I invited her to sit at the table and we made some small talk of which I remember nothing except that she was from ‘Jarra’ (Jarrow). I stubbed the cigarette out, reached across the table to take her arm just as the DJ spun A Taste of Honey, and as I went to stand up the big drink worked its magic and I fell flat on my arse. She was not impressed and stormed off—another opportunity squandered! But my mates thought it was hilarious and so did I.
“Fucking brilliant…my legs aren’t working!” I exclaimed with a big drunken grin on my face.
They pissed themselves laughing, and laughed even more when I began moving my arms and legs as if I was dancing while my arse remained firmly planted on the floor.
If you think that you’re too cool to boogie oogie” went the song. I wasn’t too cool to ‘boogie oogie’—just physically incapable of doing so! Nor could I get myself back to Winterbottom unaided, and after dragging me back the mile or so to Winterbottom my classmates were beginning to lose their sense of humour. Still, drinking in the seventies was great: no one gave a toss how slammed you got as long as you didn’t cause any trouble. I regularly got as pissed as a fart in Shields but was never thrown out of anywhere. You only ever saw the bouncers when a fight broke out and at that stage of my life I was much more the clown than the fighter.

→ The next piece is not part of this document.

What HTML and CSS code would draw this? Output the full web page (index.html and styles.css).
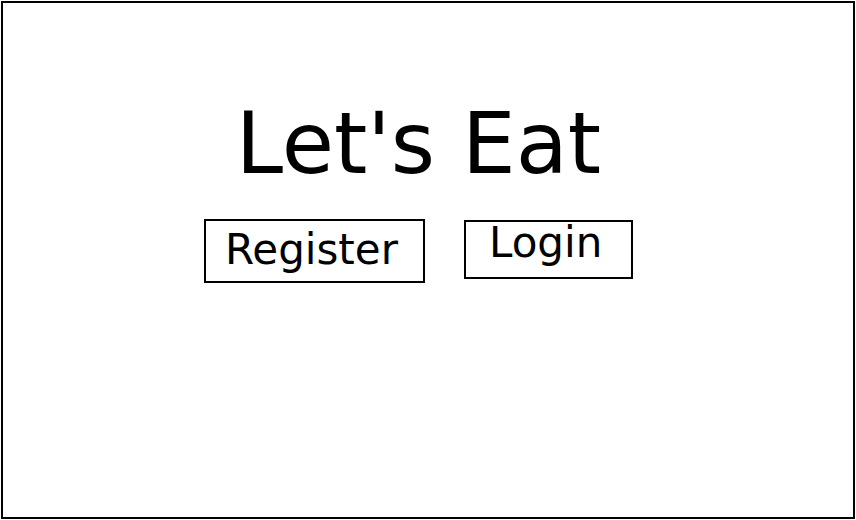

            Once I remember waking up on a freezing cold Tyneside morning among a load of dustbins behind a local nightclub called the Chelsea Cat. I have no idea how I got there although I do seem to remember entering the joint sometime the night before. I woke up on another cold Tyneside morning flat on my back on a building site with cold chicken chop suey running down my neck from the foil take-away carton lying upside-down on my chest. Then there was the time I’d scored some ‘nembys’—a really powerful, in fact often lethal, barbiturate called Nembutal which me and my Scots mate popped before a night out on the piss. We did this to enhance the effects of the booze, but how the hell we didn’t kill ourselves I’ll never know—especially as we were on snakebites that night. Well it enhanced the booze all right, so much so that my last memory is of my mate attempting to take a shot at the pool table and falling backwards as he did so, cue remaining at ninety degrees to his body throughout. Next I remember waking up peering up at a colliery winding tower.

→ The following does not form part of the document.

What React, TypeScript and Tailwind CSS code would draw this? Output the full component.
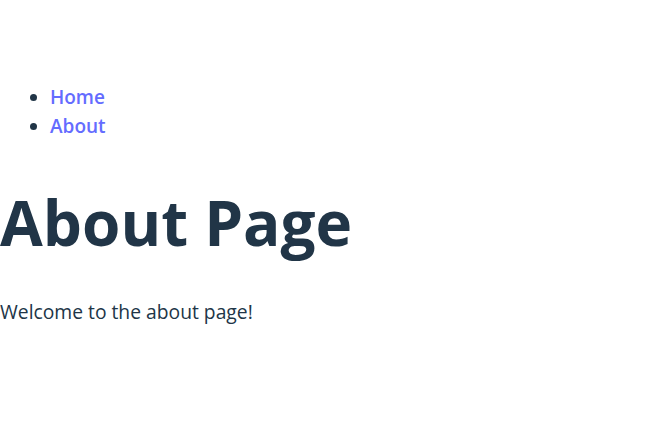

“Where the hell am I?” I thought.
I staggered aimlessly around for a while until I met a milkman on his early morning rounds.

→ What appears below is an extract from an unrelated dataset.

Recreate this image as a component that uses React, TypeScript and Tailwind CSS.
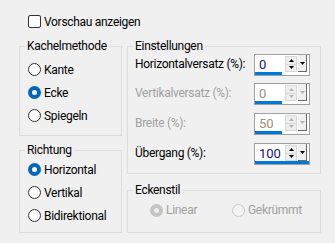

“Excuse me mate, where the fuck am I?” I asked.
His face broke into a broad grin.
“Bolden Colliery marra” he replied.
“How the fuck did I get here?” I murmured aloud to myself.
“Aah divven nah marra…ya moost have been geet pissed” he smirked.
I jumped into his milk float and he dropped me off on the Shields Road where I spent the next couple of hours shivering in the freezing cold while waiting for the first bus back.
A similar thing happened to me once in Copenhagen. Copenhagen was always an excuse for me to drink enormous quantities of my favourite lager, Tuborg Grøn. Obviously this particular night I had drunk a lot because I woke up completely naked in a strange bed in a flat I’d never seen before in my life. The morning winter sun was streaming through a skylight overhead and I could hear female voices. I couldn’t find my clothes so shameless as ever I walked, completely naked, in the direction of the voices and found two Danish girls talking excitedly and giggling. As they saw me standing in front of them they burst into fits of laughter.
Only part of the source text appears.